● Stated problem
Nothing but the lines from the top of the data to the line holding "import React from" should be printed, word for word and both ends included; leave the pictures out.

START

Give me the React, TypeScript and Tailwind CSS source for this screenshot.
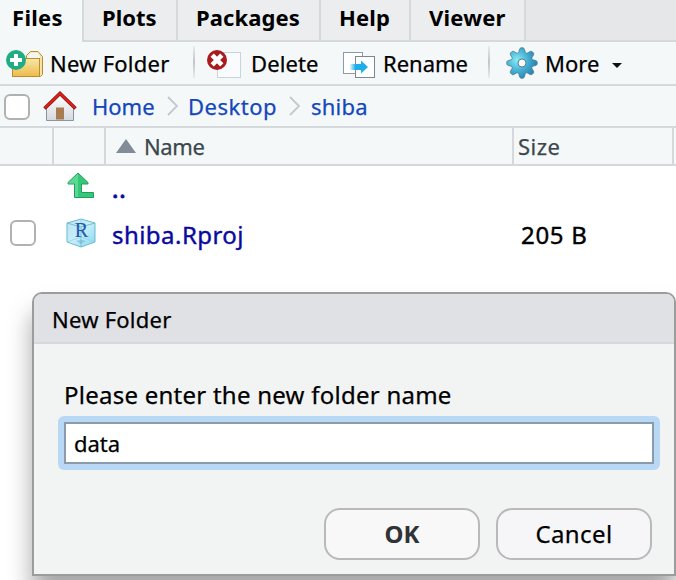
import React from "react";

function NewFolderIcon() {
  return (
    <svg width="38" height="28" viewBox="0 0 38 28" className="block shrink-0">
      <defs>
        <linearGradient id="folder" x1="0" y1="0" x2="0" y2="1">
          <stop offset="0" stopColor="#f6e8a8" />
          <stop offset="1" stopColor="#efba49" />
        </linearGradient>
      </defs>
      <path d="M20.500 9V5.500L24.500 1.500H32L35 5L36.500 6.500V24.500L34.500 26.500H28Z" fill="#f5e3a4" stroke="#b98f2b" />
      <path d="M21.500 8V5.800L24.700 2.500H31.500L34 5.500V8Z" fill="#f4f4f2" />
      <rect x="6.500" y="8.500" width="27" height="18" fill="url(#folder)" stroke="#b98f2b" />
      <circle cx="10" cy="10" r="10" fill="#1fae84" />
      <path d="M8 4h4v4h4v4h-4v4H8v-4H4V8h4Z" fill="#fff" />
    </svg>
  );
}

function DeleteIcon() {
  return (
    <svg width="34" height="28" viewBox="0 0 34 28" className="block shrink-0">
      <rect x="10.500" y="2.500" width="23" height="25" fill="#fafbfc" stroke="#c9d3db" />
      <circle cx="10" cy="10" r="10" fill="#a81c1e" />
      <path d="M5.200 5.200l9.600 9.600m0-9.600l-9.600 9.600" stroke="#fff" strokeWidth="4.600" />
    </svg>
  );
}

function RenameIcon() {
  return (
    <svg width="32" height="26" viewBox="0 0 32 26" className="block shrink-0">
      <defs>
        <linearGradient id="move" x1="0" y1="0" x2="1" y2="0">
          <stop offset="0" stopColor="#20aeea" stopOpacity="0.100" />
          <stop offset="0.300" stopColor="#20aeea" />
        </linearGradient>
      </defs>
      <rect x="0.500" y="0.500" width="19" height="21" fill="#fff" stroke="#9099a6" />
      <rect x="12.500" y="4.500" width="19" height="21" fill="#fff" stroke="#7c8795" />
      <path d="M7 12H18V8.500L25 15L18 21.500V18H7Z" fill="url(#move)" />
    </svg>
  );
}

// Eight rounded teeth: the radius swings between the root and the tip of each tooth.
const GEAR_OUTLINE =
  Array.from({ length: 240 }, (_, i) => {
    const a = (i / 240) * Math.PI * 2;
    const r = 12.9 + 2.3 * Math.tanh(1.4 * (Math.cos(8 * a) + 0.15)) / Math.tanh(1.5);
    return `${i ? "L" : "M"}${(16 + r * Math.cos(a)).toFixed(2)} ${(16 + r * Math.sin(a)).toFixed(2)}`;
  }).join("") + "Z";

function GearIcon() {
  return (
    <svg width="32" height="32" viewBox="0 0 32 32" className="block shrink-0">
      <defs>
        <radialGradient id="gear" gradientUnits="userSpaceOnUse" cx="11" cy="13" r="19">
          <stop offset="0" stopColor="#86ecf6" />
          <stop offset="0.600" stopColor="#45add1" />
          <stop offset="1" stopColor="#2b87b5" />
        </radialGradient>
      </defs>
      <path d={GEAR_OUTLINE} fill="url(#gear)" stroke="#4a7c8f" strokeWidth="0.900" />
      <circle cx="16" cy="16" r="4" fill="#fafafa" stroke="#587f8d" strokeWidth="1" />
    </svg>
  );
}

function HomeIcon() {
  return (
    <svg width="34" height="31" viewBox="0 0 34 31" className="block shrink-0">
      <defs>
        <linearGradient id="wall" x1="0" y1="0" x2="0" y2="1">
          <stop offset="0" stopColor="#fff" />
          <stop offset="1" stopColor="#d5d8df" />
        </linearGradient>
      </defs>
      <path d="M3.500 16L17 3L30.500 16V29.500H3.500Z" fill="url(#wall)" stroke="#8797a0" />
      <rect x="13" y="16.500" width="8" height="12" fill="#a97c50" />
      <path d="M1.500 17.500L17 2.500L32.500 17.500" fill="none" stroke="#8d1510" strokeWidth="3.600" />
      <path d="M2 17L17 2.500L32 17" fill="none" stroke="#dd2118" strokeWidth="2.200" />
    </svg>
  );
}

function UpIcon() {
  return (
    <svg width="28" height="28" viewBox="0 0 28 28" className="block">
      <path d="M11 1L21 10.500V12H14.500V20.500H26.500V25.500H7.500V12H1V10.500Z" fill="#35c878" stroke="#229e5c" />
      <path d="M11 1.700V25H8V11.500H1.500V10.700Z" fill="#5bd894" />
    </svg>
  );
}

function ProjectIcon() {
  return (
    <svg width="30" height="30" viewBox="0 0 30 30" className="block">
      <defs>
        <linearGradient id="cube" x1="0" y1="0" x2="1" y2="1">
          <stop offset="0" stopColor="#b9e3f5" />
          <stop offset="0.500" stopColor="#c8eefa" />
          <stop offset="1" stopColor="#86d6f2" />
        </linearGradient>
      </defs>
      <path d="M1 5L15 1L29 5V24L15 29L1 24Z" fill="url(#cube)" stroke="#69bdcd" />
      <path d="M1 5L15 9L29 5M15 9V29" fill="none" stroke="#6fc2d2" />
      <path d="M15 1V20M1 24L15 19L29 24" fill="none" stroke="#8ed1e2" strokeWidth="0.700" />
      <path d="M10 23Q15 21 20 23L15 26Z" fill="#78b6d0" opacity="0.600" />
      <text x="15.500" y="19" textAnchor="middle" className="font-['Liberation_Serif',serif] text-[20px]" fill="#2459ac" stroke="#2459ac" strokeWidth="0.200">R</text>
    </svg>
  );
}

function Checkbox() {
  return <div className="size-[26px] shrink-0 rounded-md border-2 border-[#b1b1b1] bg-white" />;
}

function Chevron() {
  return (
    <svg width="12" height="20" viewBox="0 0 12 20" className="block shrink-0">
      <path d="M1 1L10 10L1 19" fill="none" stroke="#c4c9d0" strokeWidth="1.800" />
    </svg>
  );
}

function Separator({ className }: { className: string }) {
  return <div className={`h-8 w-0.5 shrink-0 bg-linear-to-b from-[#e9ecee] via-[#c2c5c9] to-[#e9ecee] ${className}`} />;
}

export default function App() {
  return (
    <div className="relative h-[580px] w-[676px] overflow-hidden bg-white font-['Noto_Sans',sans-serif] text-[22px] leading-[30px] whitespace-nowrap text-black [-webkit-text-stroke:0.25px]">
      <nav className="flex h-[42px] bg-[#e6e7e9] font-bold [-webkit-text-stroke:0px]">
        <div className="w-[82px] bg-[#f4f8f9] pt-0.5 pl-3 tracking-[0.300px]">Files</div>
        <div className="w-24 border-x-2 border-b-2 border-[#d5d9dc] bg-[#ebedef] pt-0.5 pl-[18px]">Plots</div>
        <div className="w-[143px] border-r-2 border-b-2 border-[#d5d9dc] bg-[#ebedef] pt-0.5 pl-[18px] tracking-[0.100px]">Packages</div>
        <div className="w-[90px] border-r-2 border-b-2 border-[#d5d9dc] bg-[#ebedef] pt-0.5 pl-[18px] tracking-[0.200px]">Help</div>
        <div className="w-[115px] border-r-2 border-b-2 border-[#d5d9dc] bg-[#ebedef] pt-0.5 pl-[18px] tracking-[0.200px]">Viewer</div>
        <div className="grow border-b-2 border-[#d5d9dc]" />
      </nav>

      <div className="flex h-11 items-center border-b-2 border-[#d5d9dc] bg-[#f4f8f9]">
        <div className="flex w-[193px] items-center pl-1.5">
          <span className="mt-0.5"><NewFolderIcon /></span>
          <span className="ml-1.5 tracking-[0.240px]">New Folder</span>
        </div>
        <Separator className="mb-0.5" />
        <div className="flex w-[148px] items-center pl-3">
          <span className="mt-0.5"><DeleteIcon /></span>
          <span className="ml-2.5 tracking-[0.100px]">Delete</span>
        </div>
        <div className="flex w-[133px] items-center">
          <span className="mt-[3px]"><RenameIcon /></span>
          <span className="ml-2">Rename</span>
        </div>
        <Separator className="mb-0.5 ml-3" />
        <div className="flex items-center pl-4">
          <GearIcon />
          <span className="ml-[7px]">More</span>
          <svg width="10" height="5" viewBox="0 0 10 5" className="mt-1 ml-[13px] block"><path d="M0 0H10L5 5Z" fill="#111" /></svg>
        </div>
      </div>

      <div className="flex h-[42px] items-center border-b-2 border-[#d5d9dc] bg-[#f4f8f9] pl-1 text-[#1447bd]">
        <span className="mt-0.5"><Checkbox /></span>
        <span className="ml-[13px]"><HomeIcon /></span>
        <span className="ml-[15px] w-[75px]">Home</span>
        <Chevron />
        <span className="ml-[9px] w-[101px] tracking-[0.500px]">Desktop</span>
        <Chevron />
        <span className="ml-2.5 tracking-[0.200px]">shiba</span>
      </div>

      <div className="flex h-[38px] border-b-2 border-[#d5d9dc] bg-[#f4f8f9] text-[#3c474d]">
        <div className="w-[54px] border-r-2 border-[#d5d9dc]" />
        <div className="w-[52px] border-r-2 border-[#d5d9dc]" />
        <div className="flex w-[408px] items-center border-r-2 border-[#d5d9dc] pl-2.5">
          <svg width="20" height="14" viewBox="0 0 20 14" className="block"><path d="M10 0L20 14H0Z" fill="#828b98" /></svg>
          <span className="ml-2 tracking-[-0.400px]">Name</span>
        </div>
        <div className="w-40 border-r-2 border-[#d5d9dc] pt-[3px] pl-1 tracking-[0.500px]">Size</div>
      </div>

      <div className="flex h-[46px] pl-[67px] text-[24px] text-[#0a0aa0]">
        <div className="w-[45px] pt-1.5"><UpIcon /></div>
        <span className="pt-2 tracking-[0.900px] [-webkit-text-stroke:0.9px]">..</span>
      </div>
      <div className="flex h-[46px] items-center pl-2.5 text-[24px]">
        <span className="-mt-1"><Checkbox /></span>
        <div className="-mt-1 ml-[30px] w-[46px]"><ProjectIcon /></div>
        <span className="w-[409px] tracking-[0.450px] text-[#0a0aa0] [-webkit-text-stroke:0.4px]">shiba.Rproj</span>
        <span className="tracking-[0.700px] [-webkit-text-stroke:0.4px]">205 B</span>
      </div>

      <section className="absolute top-[292px] left-8 h-[284px] w-[644px] rounded-t-[10px] border-2 border-[#9b9d9d] bg-[#f2f4f3] shadow-[0_20px_24px_rgba(0,0,0,0.350)]">
        <header className="h-[50px] rounded-t-lg border-b-2 border-[#d6d8dd] bg-[#e0e1e5] pt-2.5 pl-[18px] tracking-[0.240px]">New Folder</header>
        <div className="px-6 pt-9">
          <label className="block pl-1.5 text-[24px] tracking-[0.250px]">Please enter the new folder name</label>
          <div className="mt-1.5 h-[54px] w-[602px] rounded-md bg-[#b9d8f5] p-1.5">
            <div className="flex h-[42px] items-center border-2 border-[#8a9cac] bg-white pb-px pl-2">data</div>
          </div>
        </div>
        <div className="mt-[38px] flex gap-4 pl-[290px] text-[24px]">
          <button className="h-[52px] w-[156px] rounded-2xl border-2 border-[#b9b9b9] bg-[#f8f8f8] font-bold text-[#303234] [-webkit-text-stroke:0px]">OK</button>
          <button className="h-[52px] w-[156px] rounded-2xl border-2 border-[#b9b9b9] bg-[#f6f6f9] tracking-[0.400px]">Cancel</button>
        </div>
      </section>
    </div>
  );
}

END

● Correct result
Give me the React, TypeScript and Tailwind CSS source for this screenshot.
import React from "react";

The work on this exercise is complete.